→ Exercise aim
Set down each line of the data below exactly as it stands, dropping the pictures.

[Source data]
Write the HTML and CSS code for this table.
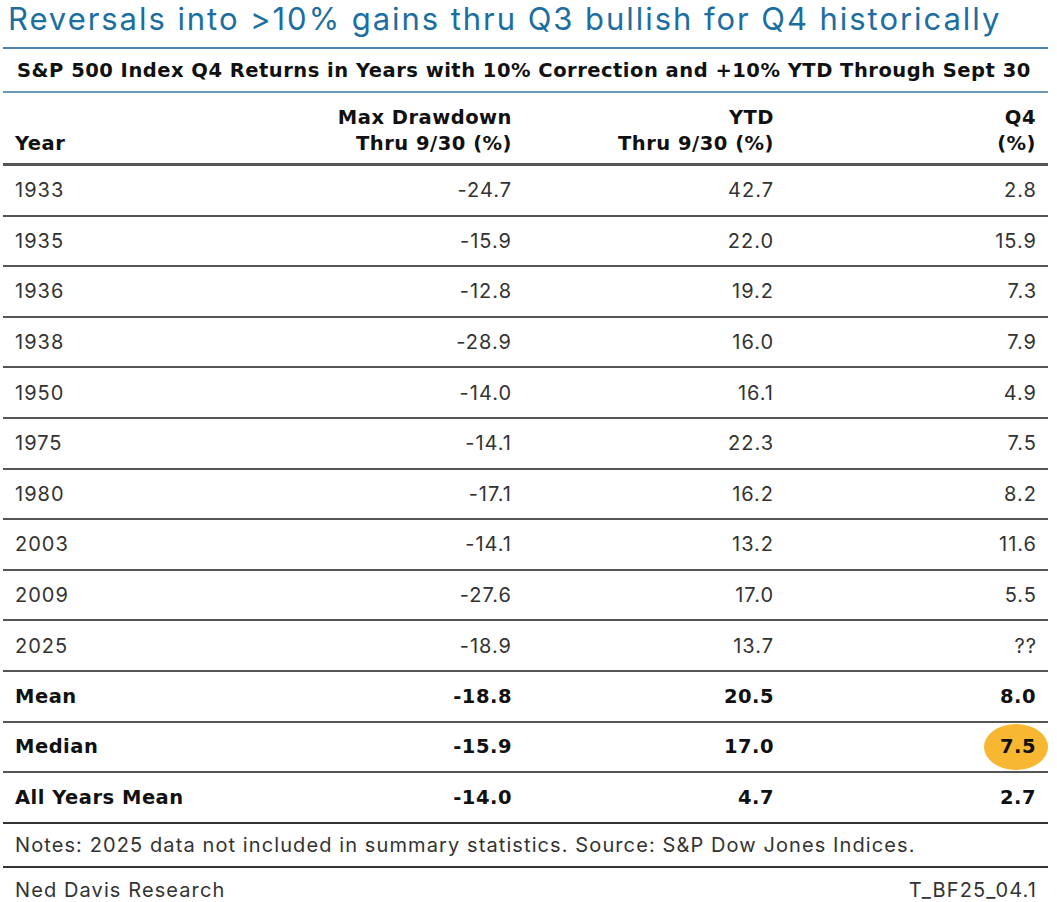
FILE: index.html
```html
<!DOCTYPE html>
<html>
<head>
<meta charset="utf-8">
<link rel="stylesheet" href="styles.css">
</head>
<body>
<div class="page">
  <h1 class="title">Reversals into &gt;10% gains thru Q3 bullish for Q4 historically</h1>
  <div class="subtitle">S&amp;P 500 Index Q4 Returns in Years with 10% Correction and +10% YTD Through Sept 30</div>
  <table class="data">
    <thead>
      <tr>
        <th class="year">Year</th>
        <th class="num c1">Max Drawdown<br>Thru 9/30 (%)</th>
        <th class="num c2">YTD<br>Thru 9/30 (%)</th>
        <th class="num c3">Q4<br>(%)</th>
      </tr>
    </thead>
    <tbody>
      <tr><td class="year">1933</td><td class="num">-24.7</td><td class="num">42.7</td><td class="num">2.8</td></tr>
      <tr><td class="year">1935</td><td class="num">-15.9</td><td class="num">22.0</td><td class="num">15.9</td></tr>
      <tr><td class="year">1936</td><td class="num">-12.8</td><td class="num">19.2</td><td class="num">7.3</td></tr>
      <tr><td class="year">1938</td><td class="num">-28.9</td><td class="num">16.0</td><td class="num">7.9</td></tr>
      <tr><td class="year">1950</td><td class="num">-14.0</td><td class="num">16.1</td><td class="num">4.9</td></tr>
      <tr><td class="year">1975</td><td class="num">-14.1</td><td class="num">22.3</td><td class="num">7.5</td></tr>
      <tr><td class="year">1980</td><td class="num">-17.1</td><td class="num">16.2</td><td class="num">8.2</td></tr>
      <tr><td class="year">2003</td><td class="num">-14.1</td><td class="num">13.2</td><td class="num">11.6</td></tr>
      <tr><td class="year">2009</td><td class="num">-27.6</td><td class="num">17.0</td><td class="num">5.5</td></tr>
      <tr><td class="year">2025</td><td class="num">-18.9</td><td class="num">13.7</td><td class="num">??</td></tr>
      <tr class="sum"><td class="year">Mean</td><td class="num">-18.8</td><td class="num">20.5</td><td class="num">8.0</td></tr>
      <tr class="sum"><td class="year">Median</td><td class="num">-15.9</td><td class="num">17.0</td><td class="num"><span class="hl">7.5</span></td></tr>
      <tr class="sum last"><td class="year">All Years Mean</td><td class="num">-14.0</td><td class="num">4.7</td><td class="num">2.7</td></tr>
    </tbody>
  </table>
  <div class="notes">Notes: 2025 data not included in summary statistics. Source: S&amp;P Dow Jones Indices.</div>
  <div class="footer">
    <span>Ned Davis Research</span>
    <span>T_BF25_04.1</span>
  </div>
</div>
</body>
</html>
```
FILE: styles.css
```css
html, body {
  margin: 0;
  padding: 0;
  background: #ffffff;
}
body {
  font-family: "Inter", "Liberation Sans", sans-serif;
  color: #333333;
}
.page {
  width: 1045px;
  margin-left: 3px;
}
.title {
  margin: 0;
  padding: 0 0 0 5px;
  height: 47px;
  line-height: 38px;
  font-size: 31px;
  font-weight: 400;
  letter-spacing: 1.95px;
  color: #1b6e9f;
  white-space: nowrap;
  border-bottom: 2px solid #4a86b0;
}
.subtitle {
  height: 42px;
  line-height: 44px;
  padding-left: 14px;
  font-family: "DejaVu Sans", sans-serif;
  font-size: 19.5px;
  font-weight: 700;
  letter-spacing: 0.5px;
  color: #111111;
  white-space: nowrap;
  border-bottom: 2px solid #6b98b8;
}
.data {
  width: 100%;
  border-collapse: collapse;
}
.data th {
  font-family: "DejaVu Sans", sans-serif;
  font-size: 19.5px;
  font-weight: 700;
  letter-spacing: 0.5px;
  color: #111111;
  line-height: 26px;
  vertical-align: bottom;
  padding: 10px 0 6px 0;
  border-bottom: 3px solid #555555;
  height: 54px;
}
.data td {
  font-size: 20px;
  letter-spacing: 1px;
  color: #333333;
  height: 48.6px;
  padding: 0;
  border-bottom: 2px solid #555555;
}
.data .year {
  text-align: left;
  padding-left: 12px;
}
.data .num {
  text-align: right;
}
.data td.num {
  padding-right: 0;
}
.data .c1, .data tr > td:nth-child(2) { width: 250px; }
.data .c2, .data tr > td:nth-child(3) { width: 262px; }
.data .c3, .data tr > td:nth-child(4) { width: 262px; }
.data td:nth-child(4), .data th:nth-child(4) { padding-right: 12px; }
.data td:nth-child(4) { padding-right: 11px; }
.data tr.sum td {
  font-family: "DejaVu Sans", sans-serif;
  font-size: 19.5px;
  font-weight: 700;
  letter-spacing: 0.5px;
  color: #111111;
}
.data tr.sum td:nth-child(4) { padding-right: 12px; }
.data tr.last td {
  border-bottom: 2px solid #333333;
}
.hl {
  display: inline-block;
  position: relative;
  z-index: 0;
}
.hl::before {
  content: "";
  position: absolute;
  left: 50%;
  top: 50%;
  width: 64px;
  height: 46px;
  margin-left: -34px;
  margin-top: -23px;
  background: #f7b731;
  border-radius: 50%;
  z-index: -1;
}
.notes {
  height: 42px;
  line-height: 42px;
  padding-left: 12px;
  font-size: 20px;
  letter-spacing: 1.1px;
  color: #333333;
  border-bottom: 2px solid #333333;
  white-space: nowrap;
}
.footer {
  display: flex;
  justify-content: space-between;
  height: 42px;
  line-height: 44px;
  padding: 0 11px 0 12px;
  font-size: 20px;
  letter-spacing: 1.1px;
  color: #333333;
}
```
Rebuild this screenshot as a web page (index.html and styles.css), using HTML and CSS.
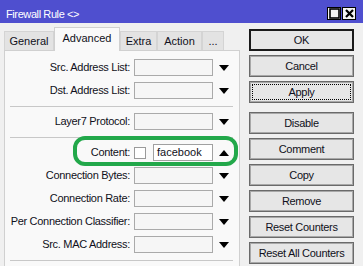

→ Exercise result
Write the HTML and CSS code for this table.
FILE: index.html
```html
<!DOCTYPE html>
<html>
<head>
<meta charset="utf-8">
<link rel="stylesheet" href="styles.css">
</head>
<body>
<div class="page">
  <h1 class="title">Reversals into &gt;10% gains thru Q3 bullish for Q4 historically</h1>
  <div class="subtitle">S&amp;P 500 Index Q4 Returns in Years with 10% Correction and +10% YTD Through Sept 30</div>
  <table class="data">
    <thead>
      <tr>
        <th class="year">Year</th>
        <th class="num c1">Max Drawdown<br>Thru 9/30 (%)</th>
        <th class="num c2">YTD<br>Thru 9/30 (%)</th>
        <th class="num c3">Q4<br>(%)</th>
      </tr>
    </thead>
    <tbody>
      <tr><td class="year">1933</td><td class="num">-24.7</td><td class="num">42.7</td><td class="num">2.8</td></tr>
      <tr><td class="year">1935</td><td class="num">-15.9</td><td class="num">22.0</td><td class="num">15.9</td></tr>
      <tr><td class="year">1936</td><td class="num">-12.8</td><td class="num">19.2</td><td class="num">7.3</td></tr>
      <tr><td class="year">1938</td><td class="num">-28.9</td><td class="num">16.0</td><td class="num">7.9</td></tr>
      <tr><td class="year">1950</td><td class="num">-14.0</td><td class="num">16.1</td><td class="num">4.9</td></tr>
      <tr><td class="year">1975</td><td class="num">-14.1</td><td class="num">22.3</td><td class="num">7.5</td></tr>
      <tr><td class="year">1980</td><td class="num">-17.1</td><td class="num">16.2</td><td class="num">8.2</td></tr>
      <tr><td class="year">2003</td><td class="num">-14.1</td><td class="num">13.2</td><td class="num">11.6</td></tr>
      <tr><td class="year">2009</td><td class="num">-27.6</td><td class="num">17.0</td><td class="num">5.5</td></tr>
      <tr><td class="year">2025</td><td class="num">-18.9</td><td class="num">13.7</td><td class="num">??</td></tr>
      <tr class="sum"><td class="year">Mean</td><td class="num">-18.8</td><td class="num">20.5</td><td class="num">8.0</td></tr>
      <tr class="sum"><td class="year">Median</td><td class="num">-15.9</td><td class="num">17.0</td><td class="num"><span class="hl">7.5</span></td></tr>
      <tr class="sum last"><td class="year">All Years Mean</td><td class="num">-14.0</td><td class="num">4.7</td><td class="num">2.7</td></tr>
    </tbody>
  </table>
  <div class="notes">Notes: 2025 data not included in summary statistics. Source: S&amp;P Dow Jones Indices.</div>
  <div class="footer">
    <span>Ned Davis Research</span>
    <span>T_BF25_04.1</span>
  </div>
</div>
</body>
</html>
```
FILE: styles.css
```css
html, body {
  margin: 0;
  padding: 0;
  background: #ffffff;
}
body {
  font-family: "Inter", "Liberation Sans", sans-serif;
  color: #333333;
}
.page {
  width: 1045px;
  margin-left: 3px;
}
.title {
  margin: 0;
  padding: 0 0 0 5px;
  height: 47px;
  line-height: 38px;
  font-size: 31px;
  font-weight: 400;
  letter-spacing: 1.95px;
  color: #1b6e9f;
  white-space: nowrap;
  border-bottom: 2px solid #4a86b0;
}
.subtitle {
  height: 42px;
  line-height: 44px;
  padding-left: 14px;
  font-family: "DejaVu Sans", sans-serif;
  font-size: 19.5px;
  font-weight: 700;
  letter-spacing: 0.5px;
  color: #111111;
  white-space: nowrap;
  border-bottom: 2px solid #6b98b8;
}
.data {
  width: 100%;
  border-collapse: collapse;
}
.data th {
  font-family: "DejaVu Sans", sans-serif;
  font-size: 19.5px;
  font-weight: 700;
  letter-spacing: 0.5px;
  color: #111111;
  line-height: 26px;
  vertical-align: bottom;
  padding: 10px 0 6px 0;
  border-bottom: 3px solid #555555;
  height: 54px;
}
.data td {
  font-size: 20px;
  letter-spacing: 1px;
  color: #333333;
  height: 48.6px;
  padding: 0;
  border-bottom: 2px solid #555555;
}
.data .year {
  text-align: left;
  padding-left: 12px;
}
.data .num {
  text-align: right;
}
.data td.num {
  padding-right: 0;
}
.data .c1, .data tr > td:nth-child(2) { width: 250px; }
.data .c2, .data tr > td:nth-child(3) { width: 262px; }
.data .c3, .data tr > td:nth-child(4) { width: 262px; }
.data td:nth-child(4), .data th:nth-child(4) { padding-right: 12px; }
.data td:nth-child(4) { padding-right: 11px; }
.data tr.sum td {
  font-family: "DejaVu Sans", sans-serif;
  font-size: 19.5px;
  font-weight: 700;
  letter-spacing: 0.5px;
  color: #111111;
}
.data tr.sum td:nth-child(4) { padding-right: 12px; }
.data tr.last td {
  border-bottom: 2px solid #333333;
}
.hl {
  display: inline-block;
  position: relative;
  z-index: 0;
}
.hl::before {
  content: "";
  position: absolute;
  left: 50%;
  top: 50%;
  width: 64px;
  height: 46px;
  margin-left: -34px;
  margin-top: -23px;
  background: #f7b731;
  border-radius: 50%;
  z-index: -1;
}
.notes {
  height: 42px;
  line-height: 42px;
  padding-left: 12px;
  font-size: 20px;
  letter-spacing: 1.1px;
  color: #333333;
  border-bottom: 2px solid #333333;
  white-space: nowrap;
}
.footer {
  display: flex;
  justify-content: space-between;
  height: 42px;
  line-height: 44px;
  padding: 0 11px 0 12px;
  font-size: 20px;
  letter-spacing: 1.1px;
  color: #333333;
}
```
Rebuild this screenshot as a web page (index.html and styles.css), using HTML and CSS.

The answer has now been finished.